BACKGROUND: The aim of this article was to evaluate the usefulness of sequential dual-time-point 2-deoxy-2-[18F]fluoro-D-glucose positron emission tomography/computed tomography (DTP [18F]FDG PET/CT) in distinguishing physiologic, inflammatory and malignant palatine tonsils as difficult to differentiate in the oncological practice.

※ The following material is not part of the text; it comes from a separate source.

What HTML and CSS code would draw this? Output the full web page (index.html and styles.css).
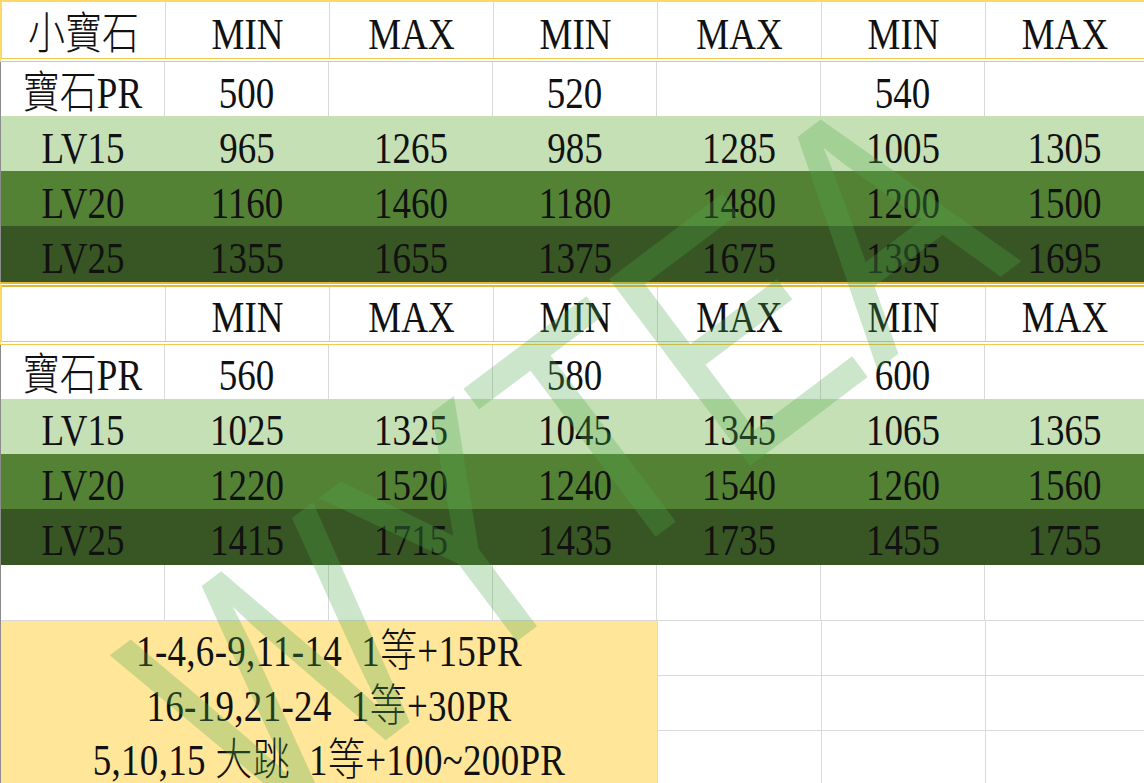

METHODS: A total of 90 patients before the treatment underwent sequential DTP [18F]FDG PET/CT examinations. We analyzed 104 structures in 90 patients: 31 physiologic tonsils, 28 histopathologically confirmed inflammatory tonsils of non-specified origin, 31 histopathologically confirmed palatine tonsils cancer and 14 non-malignant contralateral tonsils in patients with histopathologically confirmed unilateral palatine tonsil malignancy. Patients underwent sequential [18F]FDG PET/CT examinations at 60 and 90 minutes post-injection of the [18F]FDG. We analyzed the SUVmax and SUVmean values at 60 and 90 minutes post-injection changes over time and the Retention Index (RI-SUVmax). To find the predictive SUV value and the RI cut-off between physiology, inflammatory and malignancy, we used the ROC analysis.

RESULTS: The average SUVmax values at 60 and 90minutes post-injection within physiologic palatine tonsils were 1.36±0.26 and 1.31±0.26, respectively, P>0.05. The average SUVmax values at 60 and 90 minutes post-injection within inflammatory and malignant tonsils were 3.74±1.45, 3.80±1.47 (P>0.05) and 5.19±2.19, 5.81±2.50 (P<0.05), respectively. The RI-SUVmax fluctuation over time were 5±28% within physiologic, -4±11% within contralateral non-malignant tonsils in patients with one tonsil involved, 2±11% within inflammatory and 13±13% within malignant tonsils.

CONCLUSIONS: The sequential dual-time-point [18F]FDG PET/CT examinations may increase the sensitivity and the specificity of the PET/CT method in differential palatine tonsils diagnosis.